The famous Richard Axel kicked off the last day in Vienna by presenting new data on how olfactory information is projected from the olfactory bulb to the cortex. After his keynote lecture, the talks in the plenary session continued with a focus on the brain and how it drives behaviour in different circumstances or environments and in different organisms – we watched flies, mice, fish and worms as they (mis)behaved. Especially David Anderson‘s movies of aggressive flies and mice had a certain entertainment value!

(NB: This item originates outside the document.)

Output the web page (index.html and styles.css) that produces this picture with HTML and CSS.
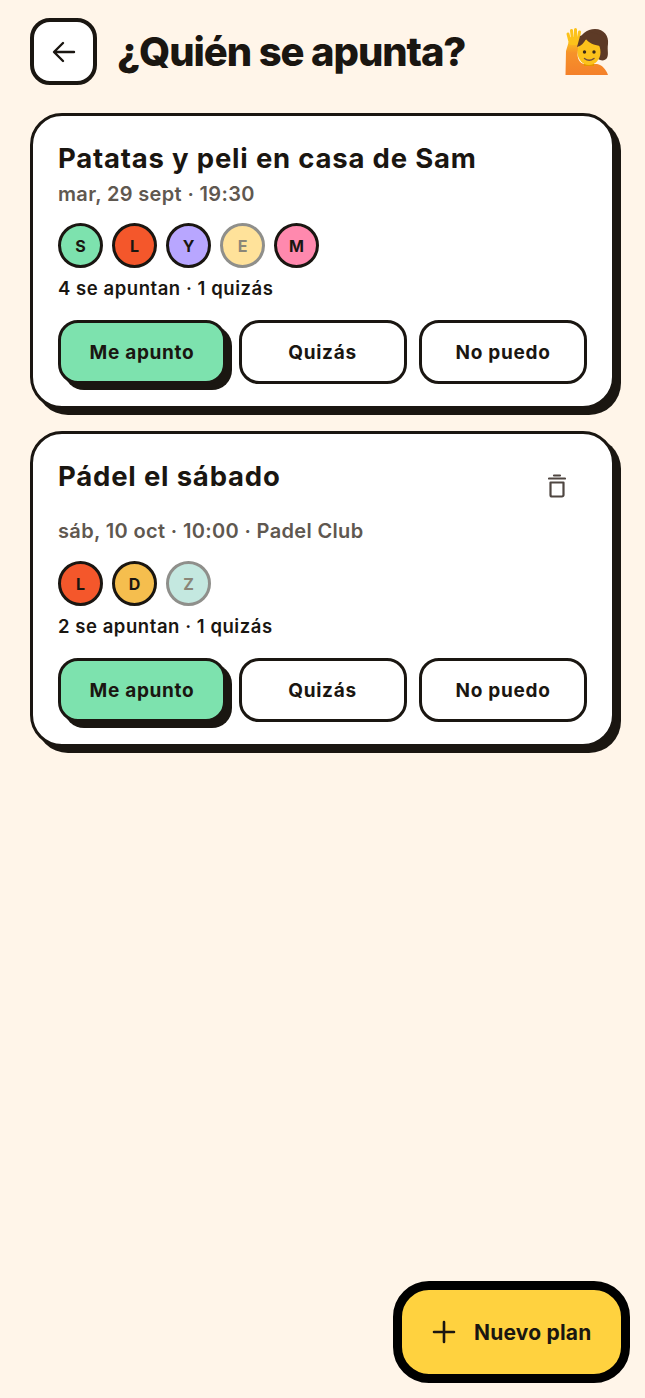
FILE: index.html
```html
<!DOCTYPE html>
<html lang="es">
<head>
  <meta charset="UTF-8">
  <meta name="viewport" content="width=device-width, initial-scale=1.0">
  <title>¿Quién se apunta?</title>
  <link rel="stylesheet" href="styles.css">
</head>
<body>
  <div class="screen">
    <header class="header">
      <button class="back-btn" aria-label="Volver">
        <svg width="28" height="28" viewBox="0 0 28 28" fill="none" stroke="#1a1611" stroke-width="2.4" stroke-linecap="round" stroke-linejoin="round">
          <path d="M24 14H4.5M13 5l-9 9 9 9"/>
        </svg>
      </button>
      <h1 class="page-title">¿Quién se apunta?</h1>
      <svg class="emoji" width="48" height="50" viewBox="0 0 48 50">
        <defs>
          <linearGradient id="arm" x1="0" y1="0" x2="0" y2="1">
            <stop offset="0" stop-color="#fcc21b"/>
            <stop offset="0.35" stop-color="#f6922a"/>
            <stop offset="1" stop-color="#f4802a"/>
          </linearGradient>
        </defs>
        <path d="M1.500 48L2 24L5 14H15L13.500 28C14 33 16 36 20 37H33C38 38 42 42 44 48Z" fill="url(#arm)"/>
        <g fill="none" stroke="#fcc21b" stroke-width="3" stroke-linecap="round">
          <path d="M5.500 13L4 7M8.500 12L7.500 3.500M11.500 12V2.500M14 13L15.500 5"/>
        </g>
        <rect x="4.500" y="10" width="11" height="8" rx="3" fill="#fcc21b"/>
        <path d="M15 18C15 7 23 2 31 2C40 2 45 9 44 17C43 23 45 27 43 31C41 34 37 34 34 32L20 24Z" fill="#5d3a26"/>
        <rect x="20" y="33" width="10" height="6" fill="#e59600"/>
        <ellipse cx="25" cy="25" rx="11.500" ry="13" fill="#fcc21b"/>
        <path d="M13 20C17 19 20 16 22 12C25 16 30 18 36 19L38 25L42 10L28 5L16 9Z" fill="#5d3a26"/>
        <circle cx="20.500" cy="25" r="1.700" fill="#3a2a1a"/>
        <circle cx="30" cy="25" r="1.700" fill="#3a2a1a"/>
        <path d="M20.500 31.500c3 2.200 6.500 2.200 9.500 0" fill="none" stroke="#6d4c41" stroke-width="1.400" stroke-linecap="round"/>
      </svg>
    </header>

    <main class="plans">
      <section class="card">
        <div class="card-top">
          <h2 class="card-title">Patatas y peli en casa de Sam</h2>
        </div>
        <p class="card-date">mar, 29 sept · 19:30</p>
        <div class="avatars">
          <span class="avatar green">S</span>
          <span class="avatar red">L</span>
          <span class="avatar purple">Y</span>
          <span class="avatar cream maybe">E</span>
          <span class="avatar pink">M</span>
        </div>
        <p class="card-stats">4 se apuntan · 1 quizás</p>
        <div class="actions">
          <button class="action active">Me apunto</button>
          <button class="action">Quizás</button>
          <button class="action">No puedo</button>
        </div>
      </section>

      <section class="card">
        <div class="card-top">
          <h2 class="card-title">Pádel el sábado</h2>
          <button class="trash-btn" aria-label="Borrar">
            <svg width="18" height="24" viewBox="0 0 18 24" fill="none" stroke="#4f4641" stroke-width="2.200" stroke-linejoin="round" stroke-linecap="round">
              <path d="M1 4.500h16M6 1.500h6"/>
              <path d="M2.500 8.500h13v12.500a1.500 1.500 0 0 1-1.500 1.500h-10a1.500 1.500 0 0 1-1.500-1.500z"/>
            </svg>
          </button>
        </div>
        <p class="card-date">sáb, 10 oct · 10:00 · Padel Club</p>
        <div class="avatars">
          <span class="avatar red">L</span>
          <span class="avatar amber">D</span>
          <span class="avatar mint maybe">Z</span>
        </div>
        <p class="card-stats">2 se apuntan · 1 quizás</p>
        <div class="actions">
          <button class="action active">Me apunto</button>
          <button class="action">Quizás</button>
          <button class="action">No puedo</button>
        </div>
      </section>
    </main>

    <button class="fab">
      <svg width="24" height="24" viewBox="0 0 24 24" fill="none" stroke="#1a1611" stroke-width="2.600" stroke-linecap="round">
        <path d="M12 2v20M2 12h20"/>
      </svg>
      <span>Nuevo plan</span>
    </button>
  </div>
</body>
</html>
```

FILE: styles.css
```css
* {
  box-sizing: border-box;
}
body {
  font-family: Inter, "Liberation Sans", sans-serif;
  margin: 0;
  padding: 0;
  background-color: #fff5e9;
  color: #1a1611;
}
button {
  font-family: inherit;
  color: inherit;
  cursor: pointer;
}
p, h1, h2 {
  margin: 0;
}
.screen {
  position: relative;
  height: 1398px;
  overflow: hidden;
}
.header {
  display: flex;
  align-items: center;
  padding: 18px 33px 0 30px;
}
.back-btn {
  display: flex;
  align-items: center;
  justify-content: center;
  width: 67px;
  height: 67px;
  padding: 0;
  background: #ffffff;
  border: 4px solid #1a1611;
  border-radius: 20px;
}
.page-title {
  flex: 1;
  margin-left: 20px;
  font-size: 40px;
  line-height: 67px;
  font-weight: 800;
  letter-spacing: -1.1px;
}
.plans {
  display: flex;
  flex-direction: column;
  gap: 22px;
  padding: 28px 30px 0 30px;
}
.card {
  padding: 25px 25px 22px 25px;
  background: #ffffff;
  border: 3px solid #1a1611;
  border-radius: 32px;
  box-shadow: 6px 6px 0 #1a1611;
}
.card-top {
  display: flex;
  justify-content: space-between;
  align-items: flex-start;
}
.card-title {
  font-size: 27.5px;
  line-height: 34px;
  font-weight: 700;
  letter-spacing: 0.8px;
}
.trash-btn {
  display: flex;
  align-items: center;
  justify-content: center;
  width: 60px;
  height: 53px;
  padding: 0;
  background: none;
  border: 0;
}
.card-date {
  margin-top: 7px;
  font-size: 20px;
  line-height: 24px;
  font-weight: 600;
  letter-spacing: 0.35px;
  color: #5f5850;
}
.avatars {
  display: flex;
  gap: 9px;
  margin-top: 17px;
}
.card-top:has(.trash-btn) ~ .avatars {
  margin-top: 18px;
}
.avatar {
  display: flex;
  align-items: center;
  justify-content: center;
  width: 45px;
  height: 45px;
  border: 3px solid #1a1611;
  border-radius: 50%;
  font-size: 16px;
  font-weight: 700;
}
.avatar.maybe {
  border-color: #8f8f8b;
  color: #8a8678;
}
.green { background: #7de2ae; }
.red { background: #f4572b; }
.purple { background: #b8a6ff; }
.cream { background: #ffe29a; }
.pink { background: #ff89ae; }
.amber { background: #f5be4e; }
.mint { background: #c4e8e0; }
.card-stats {
  margin-top: 8px;
  font-size: 18.5px;
  line-height: 24px;
  font-weight: 600;
  letter-spacing: 0.55px;
}
.actions {
  display: flex;
  gap: 12.5px;
  margin-top: 20px;
}
.action {
  flex: 1;
  height: 64px;
  padding: 0;
  background: #ffffff;
  border: 3px solid #1a1611;
  border-radius: 20px;
  font-size: 19px;
  font-weight: 700;
  letter-spacing: 0.7px;
}
.action.active {
  background: #7de2ae;
  box-shadow: 6px 6px 0 #1a1611;
}
.fab {
  position: absolute;
  left: 393px;
  top: 1281px;
  display: flex;
  align-items: center;
  gap: 18px;
  width: 237px;
  height: 102px;
  padding: 0 0 0 30px;
  background: #ffd23f;
  border: 9px solid #000000;
  border-radius: 36px;
  font-size: 21px;
  font-weight: 700;
  letter-spacing: 0.2px;
}
```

In the afternoon I found it hard to make a decision which of the five concurrent sessions to go to. I would have liked to attend the RNA session, Asymmetric Cell Division and Quantitative Principles of Morphogenesis, all at the same time! Since I had interviewed Eric Wieschaus and Marcos González-Gaitán at lunchtime, I picked their session on morphogenesis. I’ll be posting their insightful discussion here on The Node soon.

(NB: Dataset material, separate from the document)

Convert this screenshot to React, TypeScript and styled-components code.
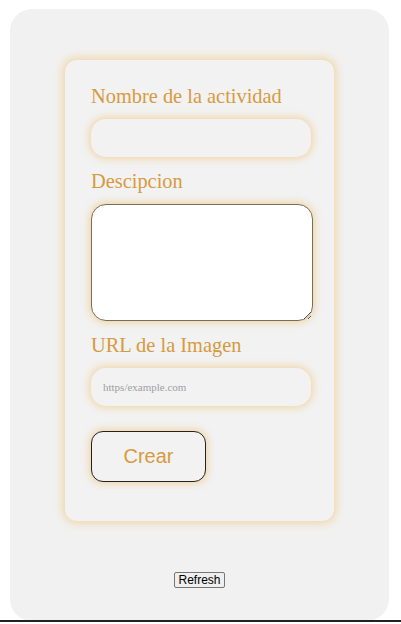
import React from "react";
import styled, { createGlobalStyle } from "styled-components";

const Global = createGlobalStyle`
  html, body { margin: 0; padding: 0; background: #ffffff; }
  body { font-family: "Liberation Serif", "Times New Roman", serif; }
`;

const Page = styled.div`
  padding: 9px 12px 0 10px;
  height: 622px;
  box-sizing: border-box;
  border-bottom: 2px solid #222222;
  overflow: hidden;
`;

const Panel = styled.div`
  background: #f1f1f1;
  border-radius: 22px;
  height: 612px;
  display: flex;
  flex-direction: column;
  align-items: center;
  padding-top: 51px;
  box-sizing: border-box;
`;

const Card = styled.form`
  width: 269px;
  box-sizing: border-box;
  background: #f2f2f2;
  border-radius: 12px;
  box-shadow: 0 0 8px 2px rgba(240, 196, 120, 0.65);
  padding: 25px 23px 39px 26px;
  display: flex;
  flex-direction: column;
  align-items: flex-start;
`;

const Label = styled.label`
  display: block;
  color: #d89a40;
  font-family: "Liberation Serif", "Times New Roman", serif;
  font-size: 20.4px;
  line-height: 22px;
  margin-bottom: 12px;
`;

const TextInput = styled.input<{ $mb?: number }>`
  width: 220px;
  height: 38px;
  box-sizing: border-box;
  border: none;
  outline: none;
  border-radius: 15px;
  background: #f2f2f2;
  box-shadow: 0 0 7px 2px rgba(240, 196, 120, 0.6);
  padding: 0 12px;
  font-family: "Liberation Serif", "Times New Roman", serif;
  font-size: 11px;
  margin-bottom: ${(p) => p.$mb ?? 13}px;
  &::placeholder { color: #a0a0a0; }
`;

const TextArea = styled.textarea`
  width: 222px;
  height: 117px;
  box-sizing: border-box;
  border: 1px solid #7a6c5c;
  border-radius: 15px;
  background: #ffffff;
  box-shadow: 0 0 7px 2px rgba(240, 196, 120, 0.6);
  margin: 0 0 13px 0;
  outline: none;
  display: block;
`;

const CreateButton = styled.button`
  width: 115px;
  height: 51px;
  box-sizing: border-box;
  border: 1px solid #222222;
  border-radius: 12px;
  background: #f2f2f2;
  color: #d89a40;
  font-family: "Liberation Sans", Arial, sans-serif;
  font-size: 20px;
  box-shadow: 0 0 7px 2px rgba(240, 196, 120, 0.6);
  cursor: pointer;
  padding: 0;
`;

const RefreshRow = styled.div`
  margin-top: 51px;
  display: flex;
  justify-content: center;
`;

const RefreshButton = styled.button`
  font-family: "Liberation Sans", Arial, sans-serif;
  font-size: 12px;
  padding: 0 3px;
  height: 16px;
  line-height: 14px;
  background: #efefef;
  border: 1px solid #767676;
  border-radius: 2px;
  color: #000;
`;

export default function App() {
  return (
    <>
      <Global />
      <Page>
        <Panel>
          <Card onSubmit={(e) => e.preventDefault()}>
            <Label>Nombre de la actividad</Label>
            <TextInput type="text" />
            <Label>Descipcion</Label>
            <TextArea />
            <Label>URL de la Imagen</Label>
            <TextInput type="text" placeholder="https/example.com" $mb={25} />
            <CreateButton type="submit">Crear</CreateButton>
          </Card>
          <RefreshRow>
            <RefreshButton type="button">Refresh</RefreshButton>
          </RefreshRow>
        </Panel>
      </Page>
    </>
  );
}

The session turned out to be a very good choice, full of fascinating movies of developing embryos. Eric Wieschaus talked about the mechanisms Drosophila embryos deploy to form two different kinds of folds during gastrulation: transient epithelial folds versus permanent internalisation, the latter ultimately leading to the epithelial-mesenchymal transition. How planar cell polarity is re-oriented during development of the fly wing was the focus of Frank Jülicher‘s talk, and Marcos González-Gaitán presented their impressive quantitative analysis and modelling of how growth is regulated by the DPP gradient in the developing fly wing. Benny Shilo continued the fly theme with their analysis of the mechanism that establishes the sharp Dorsal gradient in the early embryo.
The two final speakers represented the growing number of vertebrate researchers addressing questions of morphogenesis in a quantitative manner. Martin Behrndt, a PhD student in Carl-Philipp Heisenberg‘s lab, talked about the process of the squamous epithelium spreading over the yolk cell during zebrafish gastrulation, and how they took a biophysical and modelling approach to decipher this mechanism. Alexander Aulehla ended the session by presenting a quantitative live-imaging system to tackle the question of the oscillations of gene expression during somitogenesis in mouse.
All in all, I found the meeting very enjoyable. The evening events made it easy to socialise and network, and the scientific programme was at a very high level. The size of the meeting sometimes made it hard to pick one of the parallel sessions, but I think that’s a good problem, when there are simply too many interesting talks on offer! I’ll definitely try to be there in Nice in 2012.